Low-voltage cable can be buried directly in the soil without conduit. It should be deep enough to avoid damage from traffic or maintenance equipment. Conduit or PVC pipe is recommended where surface disturbance is likely or under pavement where additional cable lines might need to be installed in the future. Waterproof connectors are strongly advised for buried cable.
A controller can be as simple as a wall switch regulating a socket or as complex as a motion or light detector. Remote control is also available on some controllers. You might consider the possibility of hooking a lighting system into a central home or office security system.
Many controllers are a combination of a transformer and a clock timer. The customer might want the system to come on at dusk and shut off at midnight. He may also want it to come on before dawn and turn off at daybreak. You could use a light sensor to turn the system on and off. The customer is the one who will operate the system, so select controllers that are easy to understand and are accessible. Part of a professional lighting installation job is mounting the controller and/or transformer so it isn?t an eyesore and won?t be subject to vandalism or tampering.
TYPES OF FIXTURES
There are four major considerations with fixtures. The first is does the fixture provide the type of lighting effect you planned for in the design? Secondly, what type of lamp does the fixture have? Also, is the design of the fixture suitable to the customer and does it blend into the design of the landscape? Finally, is the fixture durable and relatively tamperproof?

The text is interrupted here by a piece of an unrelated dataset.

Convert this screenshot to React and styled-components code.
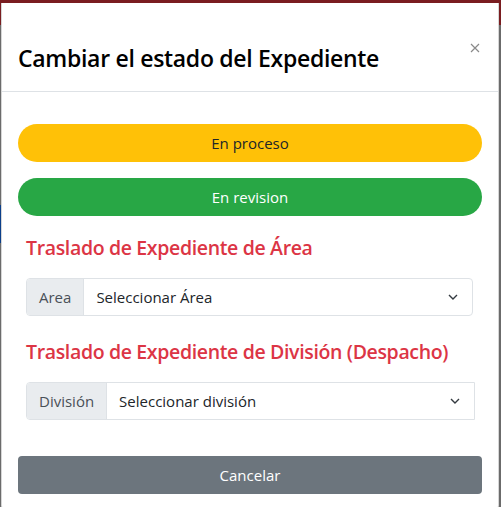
import React from "react";
import styled, { createGlobalStyle } from "styled-components";

const Global = createGlobalStyle`
  html, body { margin: 0; padding: 0; }
  body { font-family: "Open Sans", "Noto Sans", sans-serif; }
  * { box-sizing: border-box; }
`;

const Page = styled.div`
  width: 501px;
  height: 507px;
  overflow: hidden;
  padding: 3px 2px 0 1px;
  background:
    linear-gradient(#0b3f8a, #0b3f8a) 0 205px / 1px 38px no-repeat,
    linear-gradient(to bottom, #7a1d20 0, #7a1d20 25px, #6b6b6b 25px, #6b6b6b 100%);
`;

const Modal = styled.div`
  width: 498px;
  background: #fff;
  border-left: 1px solid #d6d6d6;
  border-right: 1px solid #d6d6d6;
  border-radius: 0 0 5px 5px;
  display: flex;
  flex-direction: column;
`;

const Header = styled.div`
  display: flex;
  justify-content: space-between;
  align-items: flex-start;
  height: 89px;
  padding: 40px 18px 0 16px;
  border-bottom: 1px solid #dee2e6;
`;

const Title = styled.h4`
  margin: 0;
  font-size: 23px;
  line-height: 30px;
  font-weight: 600;
  color: #000;
  letter-spacing: -0.3px;
`;

const Close = styled.button`
  border: 0;
  background: none;
  padding: 0;
  width: 10px;
  height: 10px;
  display: flex;
  cursor: pointer;
`;

const Body = styled.div`
  padding: 32px 16px 16px;
  display: flex;
  flex-direction: column;
`;

const Pill = styled.button`
  height: 38px;
  border: 0;
  border-radius: 19px;
  background: ${(p) => p.$bg};
  color: ${(p) => p.$fg};
  font-family: inherit;
  font-size: 15px;
  font-weight: 400;
  margin-bottom: ${(p) => p.$mb || 0}px;
`;

const Section = styled.div`
  padding: 0 0 0 8px;
  display: flex;
  flex-direction: column;
`;

const Heading = styled.h5`
  margin: ${(p) => p.$mt}px 0 18px;
  font-size: 19.5px;
  line-height: 24px;
  font-weight: 600;
  color: #dc3545;
  letter-spacing: -0.35px;
`;

const Group = styled.div`
  display: flex;
  height: 38px;
  margin-right: ${(p) => p.$mr}px;
  border: 1px solid #dee2e6;
  border-radius: ${(p) => (p.$square ? "4px 0 0 4px" : "4px")};
  overflow: hidden;
`;

const Prefix = styled.span`
  display: flex;
  align-items: center;
  padding: 0 12px;
  background: #e9ecef;
  color: #495057;
  font-size: 15px;
  border-right: 1px solid #dee2e6;
`;

const Select = styled.div`
  flex: 1;
  display: flex;
  align-items: center;
  justify-content: space-between;
  padding: 0 14px 0 12px;
  color: #212529;
  font-size: 15px;
`;

const Cancel = styled.button`
  margin-top: 36px;
  height: 38px;
  border: 0;
  border-radius: 4px;
  background: #6c757d;
  color: #fff;
  font-family: inherit;
  font-size: 15px;
`;

const Chevron = () => (
  <svg width="10" height="6" viewBox="0 0 10 6">
    <path d="M1 1l4 4 4-4" fill="none" stroke="#343a40" strokeWidth="1.4" />
  </svg>
);

export default function App() {
  return (
    <>
      <Global />
      <Page>
        <Modal>
          <Header>
            <Title>Cambiar el estado del Expediente</Title>
            <Close aria-label="Cerrar">
              <svg width="10" height="10" viewBox="0 0 10 10">
                <path d="M1 1l8 8M9 1l-8 8" stroke="#8a8a8a" strokeWidth="1.2" />
              </svg>
            </Close>
          </Header>
          <Body>
            <Pill $bg="#ffc107" $fg="#212529" $mb={16}>En proceso</Pill>
            <Pill $bg="#28a745" $fg="#fff">En revision</Pill>
            <Section>
              <Heading $mt={20}>Traslado de Expediente de Área</Heading>
              <Group $mr={9}>
                <Prefix>Area</Prefix>
                <Select>
                  Seleccionar Área
                  <Chevron />
                </Select>
              </Group>
              <Heading $mt={24}>Traslado de Expediente de División (Despacho)</Heading>
              <Group $mr={7} $square>
                <Prefix>División</Prefix>
                <Select>
                  Seleccionar división
                  <Chevron />
                </Select>
              </Group>
            </Section>
            <Cancel>Cancelar</Cancel>
          </Body>
        </Modal>
      </Page>
    </>
  );
}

In most cases, you will be installing a variety of fixtures on the same site. They should be compatible from both appearance and power consumption standpoints. An assortment of well-chosen fixtures is more effective than a large number of one or two types of fixtures.
Make a list of priorities for the installation, and match the fixtures to these priorities. Go through catalogs and contact a distributor who specializes in low-voltage lighting fixtures. Evaluate the fixtures you will recommend before you present the customer with your plan. Show the customer sample fixtures and photographs of the lighting effect from the them at night.

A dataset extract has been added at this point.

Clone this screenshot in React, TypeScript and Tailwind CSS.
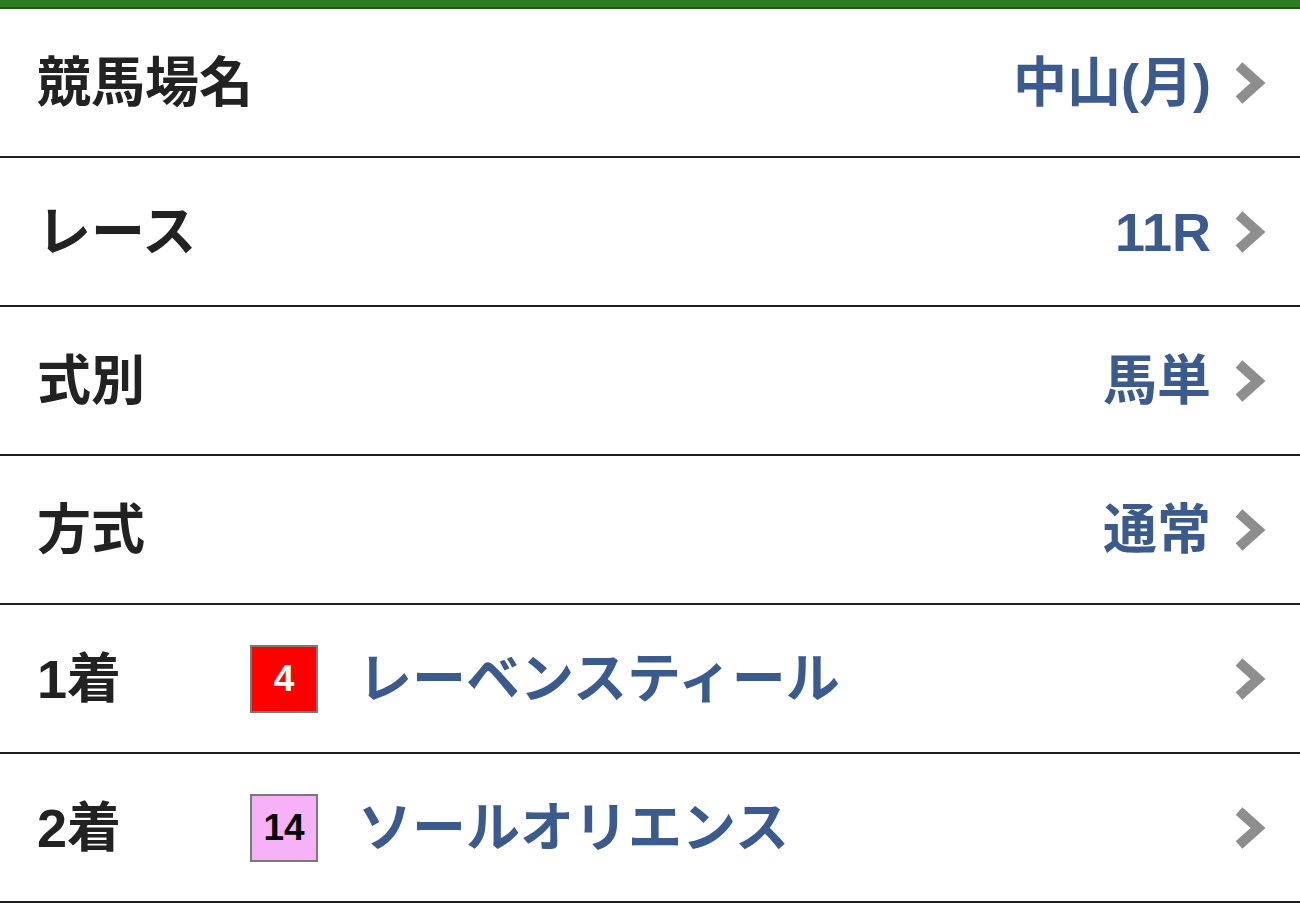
import React from 'react';

const Chevron: React.FC = () => (
  <svg width="32" height="44" viewBox="0 0 32 44" className="shrink-0">
    <polyline points="5,5 24,22 5,39" fill="none" stroke="#8e8e8e" strokeWidth="10" strokeLinejoin="miter" />
  </svg>
);

type Row = { label: string; value?: string; badge?: { num: string; bg: string; fg: string }; horse?: string };

const rows: Row[] = [
  { label: '競馬場名', value: '中山(月)' },
  { label: 'レース', value: '11R' },
  { label: '式別', value: '馬単' },
  { label: '方式', value: '通常' },
  { label: '1着', badge: { num: '4', bg: 'bg-[#ff0000]', fg: 'text-white' }, horse: 'レーベンスティール' },
  { label: '2着', badge: { num: '14', bg: 'bg-[#f6b1f7]', fg: 'text-black' }, horse: 'ソールオリエンス' },
];

const App: React.FC = () => {
  return (
    <div
      className="w-[1300px] h-[923px] bg-white overflow-hidden"
      style={{ fontFamily: '"Liberation Sans", "Noto Sans CJK JP", sans-serif' }}
    >
      {/* top bar */}
      <div className="h-[9px] bg-[#2f7d22] border-b-2 border-[#1e5a14]" />

      {rows.map((row) => (
        <div
          key={row.label}
          className="h-[149px] border-b-2 border-[#1f1f1f] flex items-center pl-[37px] pr-[34px]"
        >
          {row.badge ? (
            <>
              <div className="w-[213px] text-[54px] font-bold text-[#222] leading-none">{row.label}</div>
              <div
                className={`w-[68px] h-[68px] border-2 border-[#7a7a7a] flex items-center justify-center ${row.badge.bg}`}
              >
                <span className={`text-[37px] font-bold leading-none ${row.badge.fg}`}>{row.badge.num}</span>
              </div>
              <div className="ml-[40px] flex-1 text-[54px] font-bold text-[#3b5a8e] leading-none">{row.horse}</div>
              <Chevron />
            </>
          ) : (
            <>
              <div className="flex-1 text-[54px] font-bold text-[#222] leading-none">{row.label}</div>
              <div className="text-[54px] font-bold text-[#3b5a8e] leading-none mr-[23px]">{row.value}</div>
              <Chevron />
            </>
          )}
        </div>
      ))}
    </div>
  );
};

export default App;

Generally, a fixture will be able to operate a range of lamps, depending upon the capacity of the system, the intensity of light desired, and the type of lamp used. Low-voltage systems use incandescent and halogen lamps. Both of these types of lamps generate large amounts of heat. Keep this in mind when locating fixtures. Avoid placing them in areas where leaf debris collects or near sensitive plants. There is a difference in the appearance of plants when they are illuminated with incandescent lamps or halogen lamps. It depends upon the effect sought by you and your customer.
Lamp life varies considerably based on conditions and power supply. When operated at the manufacturer's rated wattage, bulbs should last 1,000 hours or more. Lamp life is shortened when wattage is above the rated level. Halogen lamps can last longer than incandescent under ideal conditions.
An annual spring lighting system checkup is recommended. Wait for the plants to leaf out so you can evaluate whether adjustments in direction and location are needed. If you maintain the system, consider changing out all similar lamps after one or two have burned out. You don?t want to run to the job every time a lamp burns out. Information on how long the lamps burn each night is helpful in planning replacement.
Use the maintenance call to promote system expansion, controller upgrades (like light sensors), and highlighting a few dramatic landscape features. Leave behind a brochure that shows model night landscapes, extras like step lights and moonlighting, and related landscape elements, such as water features and outdoor furniture. It's all part of landscaping. Night lighting can be a profitable added income stream.